Given task: Copy all of the material exactly. Pictures are not to appear in the copy.

— start Data provided —

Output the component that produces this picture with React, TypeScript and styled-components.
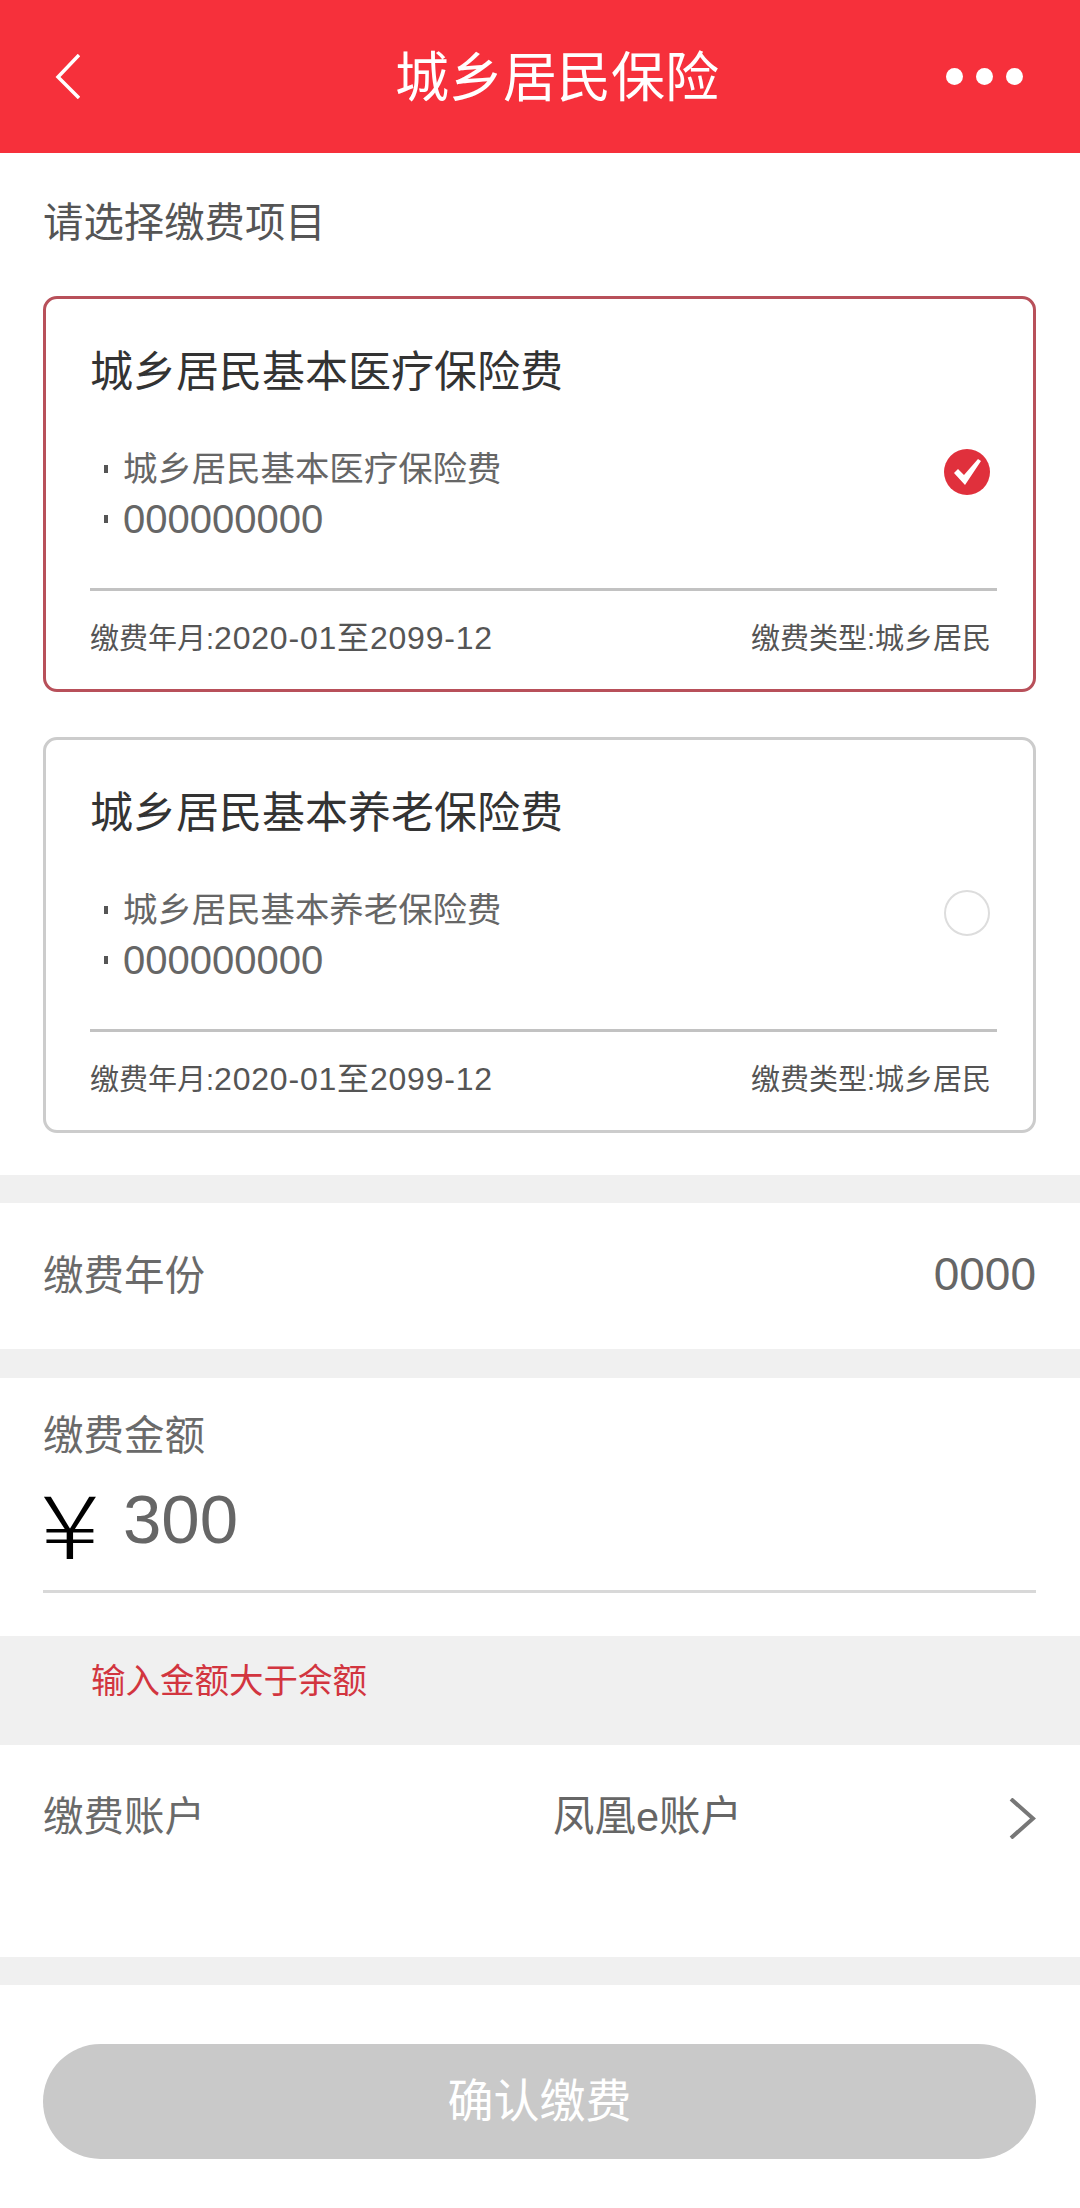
import React from 'react';
import styled, { createGlobalStyle } from 'styled-components';

const GlobalStyle = createGlobalStyle`
  html, body {
    margin: 0;
    padding: 0;
    background: #ffffff;
  }
  * {
    box-sizing: border-box;
  }
`;

const Page = styled.div`
  width: 1080px;
  height: 2208px;
  overflow: hidden;
  background: #ffffff;
  font-family: 'Liberation Sans', 'Noto Sans CJK SC', sans-serif;
  color: #666666;
`;

const Header = styled.header`
  height: 153px;
  padding: 0 57px 0 55px;
  background: #f6303b;
  display: grid;
  grid-template-columns: 340px auto 1fr;
  align-items: center;
`;

const BackIcon = styled.svg`
  width: 25px;
  height: 45px;
  fill: none;
  stroke: #ffffff;
  stroke-width: 3.5;
`;

const HeaderTitle = styled.h1`
  margin: 2px 0 0;
  font-size: 54px;
  line-height: 60px;
  font-weight: 400;
  color: #ffffff;
`;

const Dots = styled.div`
  justify-self: end;
  display: flex;
  gap: 13px;
`;

const Dot = styled.span`
  width: 17px;
  height: 17px;
  border-radius: 50%;
  background: #ffffff;
`;

const ProjectSection = styled.section`
  height: 1022px;
  padding: 50px 44px 0 43px;
`;

const SectionLabel = styled.div`
  font-size: 40.4px;
  line-height: 40px;
  color: #555555;
`;

const CardList = styled.div`
  margin-top: 53px;
  display: flex;
  flex-direction: column;
  gap: 45px;
`;

const Card = styled.div<{ $selected?: boolean }>`
  height: 396px;
  padding: 48px 36px 0 44px;
  border: 3px solid ${(p) => (p.$selected ? '#b8505a' : '#cccccc')};
  border-radius: 14px;
`;

const CardTitle = styled.div`
  font-size: 43px;
  line-height: 50px;
  color: #333333;
`;

const CardBody = styled.div`
  margin-top: 52px;
  height: 142px;
  padding-right: 7px;
  display: flex;
  justify-content: space-between;
  align-items: flex-start;
  border-bottom: 3px solid #c2c2c2;
`;

const DetailList = styled.ul`
  margin: 0;
  padding: 0 0 0 14px;
  list-style: none;
  display: flex;
  flex-direction: column;
  gap: 10px;
`;

const DetailItem = styled.li<{ $numeric?: boolean }>`
  font-size: ${(p) => (p.$numeric ? 40 : 34.4)}px;
  line-height: 40px;
  color: #666666;
  display: flex;
  align-items: center;
  gap: 15px;
`;

const Bullet = styled.span`
  width: 4px;
  height: 8px;
  background: #555555;
`;

const CheckMark = styled.svg`
  width: 46px;
  height: 46px;
  flex-shrink: 0;
`;

const CardFooter = styled.div`
  margin-top: 29px;
  padding-right: 6px;
  display: flex;
  justify-content: space-between;
  align-items: baseline;
  font-size: 29px;
  line-height: 36px;
  color: #555555;
`;

const PeriodValue = styled.span`
  font-size: 32px;
  letter-spacing: 0.8px;
`;

const Band = styled.div<{ $height: number }>`
  height: ${(p) => p.$height}px;
  background: #f0f0f0;
`;

const YearRow = styled.div`
  height: 146px;
  padding: 0 44px 0 43px;
  display: flex;
  justify-content: space-between;
  align-items: center;
`;

const RowLabel = styled.span`
  font-size: 40.5px;
  line-height: 44px;
  color: #6a6a6a;
`;

const YearValue = styled.span`
  margin-top: -5px;
  font-size: 46px;
  line-height: 44px;
  color: #666666;
`;

const AmountSection = styled.section`
  height: 258px;
  padding: 36px 44px 0 43px;
`;

const AmountLine = styled.div`
  height: 126px;
  margin-top: 9px;
  border-bottom: 3px solid #d8d8d8;
  display: flex;
  align-items: flex-start;
  gap: 26px;
`;

const YenSign = styled.span`
  width: 54px;
  margin-top: 4px;
  font-size: 88px;
  line-height: 100px;
  color: #000000;
  font-family: 'Noto Sans CJK SC', sans-serif;
  font-weight: 300;
  text-align: center;
  transform: scaleX(1.25);
`;

const AmountValue = styled.span`
  margin-top: 12px;
  font-size: 69px;
  line-height: 82px;
  color: #666666;
`;

const ErrorBand = styled.div`
  height: 109px;
  padding: 25px 0 0 91px;
  background: #f0f0f0;
  font-size: 34.5px;
  line-height: 40px;
  color: #d2353f;
`;

const AccountRow = styled.div`
  height: 212px;
  padding: 50px 44px 0 43px;
  display: grid;
  grid-template-columns: 510px 1fr auto;
  align-items: start;
`;

const AccountValue = styled.span`
  font-size: 41.5px;
  line-height: 44px;
  color: #666666;
`;

const ForwardIcon = styled.svg`
  width: 27px;
  height: 41px;
  margin-top: 3px;
  fill: none;
  stroke: #777777;
  stroke-width: 4;
`;

const Footer = styled.div`
  padding: 59px 44px 0 43px;
`;

const ConfirmButton = styled.button`
  width: 100%;
  height: 115px;
  padding: 0 0 9px;
  border: none;
  border-radius: 58px;
  background: #c9c9c9;
  color: #ffffff;
  font-family: inherit;
  font-size: 46px;
`;

const projects = [
  { name: '城乡居民基本医疗保险费', selected: true },
  { name: '城乡居民基本养老保险费', selected: false },
];

const App = () => {
  return (
    <Page>
      <GlobalStyle />
      <Header>
        <BackIcon viewBox="0 0 25 45">
          <path d="M24 1 L3 23 L24 44" />
        </BackIcon>
        <HeaderTitle>城乡居民保险</HeaderTitle>
        <Dots>
          <Dot />
          <Dot />
          <Dot />
        </Dots>
      </Header>

      <ProjectSection>
        <SectionLabel>请选择缴费项目</SectionLabel>
        <CardList>
          {projects.map((project) => (
            <Card key={project.name} $selected={project.selected}>
              <CardTitle>{project.name}</CardTitle>
              <CardBody>
                <DetailList>
                  <DetailItem>
                    <Bullet />
                    {project.name}
                  </DetailItem>
                  <DetailItem $numeric>
                    <Bullet />
                    000000000
                  </DetailItem>
                </DetailList>
                <CheckMark viewBox="0 0 46 46">
                  {project.selected ? (
                    <>
                      <circle cx="23" cy="23" r="23" fill="#e0303c" />
                      <path d="M10 24 L14 20 L20 26 L34 10 L37 12 L21 36 Z" fill="#ffffff" />
                    </>
                  ) : (
                    <circle cx="23" cy="23" r="22" fill="none" stroke="#dddddd" strokeWidth="2" />
                  )}
                </CheckMark>
              </CardBody>
              <CardFooter>
                <span>
                  缴费年月:<PeriodValue>2020-01至2099-12</PeriodValue>
                </span>
                <span>缴费类型:城乡居民</span>
              </CardFooter>
            </Card>
          ))}
        </CardList>
      </ProjectSection>

      <Band $height={28} />
      <YearRow>
        <RowLabel>缴费年份</RowLabel>
        <YearValue>0000</YearValue>
      </YearRow>
      <Band $height={29} />

      <AmountSection>
        <RowLabel>缴费金额</RowLabel>
        <AmountLine>
          <YenSign>¥</YenSign>
          <AmountValue>300</AmountValue>
        </AmountLine>
      </AmountSection>

      <ErrorBand>输入金额大于余额</ErrorBand>

      <AccountRow>
        <RowLabel>缴费账户</RowLabel>
        <AccountValue>凤凰e账户</AccountValue>
        <ForwardIcon viewBox="0 0 27 41">
          <path d="M2 1 L24 20.5 L2 40" />
        </ForwardIcon>
      </AccountRow>
      <Band $height={28} />

      <Footer>
        <ConfirmButton>确认缴费</ConfirmButton>
      </Footer>
    </Page>
  );
};

export default App;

— end Data provided —

In response:
Output the component that produces this picture with React, TypeScript and styled-components.
import React from 'react';
import styled, { createGlobalStyle } from 'styled-components';

const GlobalStyle = createGlobalStyle`
  html, body {
    margin: 0;
    padding: 0;
    background: #ffffff;
  }
  * {
    box-sizing: border-box;
  }
`;

const Page = styled.div`
  width: 1080px;
  height: 2208px;
  overflow: hidden;
  background: #ffffff;
  font-family: 'Liberation Sans', 'Noto Sans CJK SC', sans-serif;
  color: #666666;
`;

const Header = styled.header`
  height: 153px;
  padding: 0 57px 0 55px;
  background: #f6303b;
  display: grid;
  grid-template-columns: 340px auto 1fr;
  align-items: center;
`;

const BackIcon = styled.svg`
  width: 25px;
  height: 45px;
  fill: none;
  stroke: #ffffff;
  stroke-width: 3.5;
`;

const HeaderTitle = styled.h1`
  margin: 2px 0 0;
  font-size: 54px;
  line-height: 60px;
  font-weight: 400;
  color: #ffffff;
`;

const Dots = styled.div`
  justify-self: end;
  display: flex;
  gap: 13px;
`;

const Dot = styled.span`
  width: 17px;
  height: 17px;
  border-radius: 50%;
  background: #ffffff;
`;

const ProjectSection = styled.section`
  height: 1022px;
  padding: 50px 44px 0 43px;
`;

const SectionLabel = styled.div`
  font-size: 40.4px;
  line-height: 40px;
  color: #555555;
`;

const CardList = styled.div`
  margin-top: 53px;
  display: flex;
  flex-direction: column;
  gap: 45px;
`;

const Card = styled.div<{ $selected?: boolean }>`
  height: 396px;
  padding: 48px 36px 0 44px;
  border: 3px solid ${(p) => (p.$selected ? '#b8505a' : '#cccccc')};
  border-radius: 14px;
`;

const CardTitle = styled.div`
  font-size: 43px;
  line-height: 50px;
  color: #333333;
`;

const CardBody = styled.div`
  margin-top: 52px;
  height: 142px;
  padding-right: 7px;
  display: flex;
  justify-content: space-between;
  align-items: flex-start;
  border-bottom: 3px solid #c2c2c2;
`;

const DetailList = styled.ul`
  margin: 0;
  padding: 0 0 0 14px;
  list-style: none;
  display: flex;
  flex-direction: column;
  gap: 10px;
`;

const DetailItem = styled.li<{ $numeric?: boolean }>`
  font-size: ${(p) => (p.$numeric ? 40 : 34.4)}px;
  line-height: 40px;
  color: #666666;
  display: flex;
  align-items: center;
  gap: 15px;
`;

const Bullet = styled.span`
  width: 4px;
  height: 8px;
  background: #555555;
`;

const CheckMark = styled.svg`
  width: 46px;
  height: 46px;
  flex-shrink: 0;
`;

const CardFooter = styled.div`
  margin-top: 29px;
  padding-right: 6px;
  display: flex;
  justify-content: space-between;
  align-items: baseline;
  font-size: 29px;
  line-height: 36px;
  color: #555555;
`;

const PeriodValue = styled.span`
  font-size: 32px;
  letter-spacing: 0.8px;
`;

const Band = styled.div<{ $height: number }>`
  height: ${(p) => p.$height}px;
  background: #f0f0f0;
`;

const YearRow = styled.div`
  height: 146px;
  padding: 0 44px 0 43px;
  display: flex;
  justify-content: space-between;
  align-items: center;
`;

const RowLabel = styled.span`
  font-size: 40.5px;
  line-height: 44px;
  color: #6a6a6a;
`;

const YearValue = styled.span`
  margin-top: -5px;
  font-size: 46px;
  line-height: 44px;
  color: #666666;
`;

const AmountSection = styled.section`
  height: 258px;
  padding: 36px 44px 0 43px;
`;

const AmountLine = styled.div`
  height: 126px;
  margin-top: 9px;
  border-bottom: 3px solid #d8d8d8;
  display: flex;
  align-items: flex-start;
  gap: 26px;
`;

const YenSign = styled.span`
  width: 54px;
  margin-top: 4px;
  font-size: 88px;
  line-height: 100px;
  color: #000000;
  font-family: 'Noto Sans CJK SC', sans-serif;
  font-weight: 300;
  text-align: center;
  transform: scaleX(1.25);
`;

const AmountValue = styled.span`
  margin-top: 12px;
  font-size: 69px;
  line-height: 82px;
  color: #666666;
`;

const ErrorBand = styled.div`
  height: 109px;
  padding: 25px 0 0 91px;
  background: #f0f0f0;
  font-size: 34.5px;
  line-height: 40px;
  color: #d2353f;
`;

const AccountRow = styled.div`
  height: 212px;
  padding: 50px 44px 0 43px;
  display: grid;
  grid-template-columns: 510px 1fr auto;
  align-items: start;
`;

const AccountValue = styled.span`
  font-size: 41.5px;
  line-height: 44px;
  color: #666666;
`;

const ForwardIcon = styled.svg`
  width: 27px;
  height: 41px;
  margin-top: 3px;
  fill: none;
  stroke: #777777;
  stroke-width: 4;
`;

const Footer = styled.div`
  padding: 59px 44px 0 43px;
`;

const ConfirmButton = styled.button`
  width: 100%;
  height: 115px;
  padding: 0 0 9px;
  border: none;
  border-radius: 58px;
  background: #c9c9c9;
  color: #ffffff;
  font-family: inherit;
  font-size: 46px;
`;

const projects = [
  { name: '城乡居民基本医疗保险费', selected: true },
  { name: '城乡居民基本养老保险费', selected: false },
];

const App = () => {
  return (
    <Page>
      <GlobalStyle />
      <Header>
        <BackIcon viewBox="0 0 25 45">
          <path d="M24 1 L3 23 L24 44" />
        </BackIcon>
        <HeaderTitle>城乡居民保险</HeaderTitle>
        <Dots>
          <Dot />
          <Dot />
          <Dot />
        </Dots>
      </Header>

      <ProjectSection>
        <SectionLabel>请选择缴费项目</SectionLabel>
        <CardList>
          {projects.map((project) => (
            <Card key={project.name} $selected={project.selected}>
              <CardTitle>{project.name}</CardTitle>
              <CardBody>
                <DetailList>
                  <DetailItem>
                    <Bullet />
                    {project.name}
                  </DetailItem>
                  <DetailItem $numeric>
                    <Bullet />
                    000000000
                  </DetailItem>
                </DetailList>
                <CheckMark viewBox="0 0 46 46">
                  {project.selected ? (
                    <>
                      <circle cx="23" cy="23" r="23" fill="#e0303c" />
                      <path d="M10 24 L14 20 L20 26 L34 10 L37 12 L21 36 Z" fill="#ffffff" />
                    </>
                  ) : (
                    <circle cx="23" cy="23" r="22" fill="none" stroke="#dddddd" strokeWidth="2" />
                  )}
                </CheckMark>
              </CardBody>
              <CardFooter>
                <span>
                  缴费年月:<PeriodValue>2020-01至2099-12</PeriodValue>
                </span>
                <span>缴费类型:城乡居民</span>
              </CardFooter>
            </Card>
          ))}
        </CardList>
      </ProjectSection>

      <Band $height={28} />
      <YearRow>
        <RowLabel>缴费年份</RowLabel>
        <YearValue>0000</YearValue>
      </YearRow>
      <Band $height={29} />

      <AmountSection>
        <RowLabel>缴费金额</RowLabel>
        <AmountLine>
          <YenSign>¥</YenSign>
          <AmountValue>300</AmountValue>
        </AmountLine>
      </AmountSection>

      <ErrorBand>输入金额大于余额</ErrorBand>

      <AccountRow>
        <RowLabel>缴费账户</RowLabel>
        <AccountValue>凤凰e账户</AccountValue>
        <ForwardIcon viewBox="0 0 27 41">
          <path d="M2 1 L24 20.5 L2 40" />
        </ForwardIcon>
      </AccountRow>
      <Band $height={28} />

      <Footer>
        <ConfirmButton>确认缴费</ConfirmButton>
      </Footer>
    </Page>
  );
};

export default App;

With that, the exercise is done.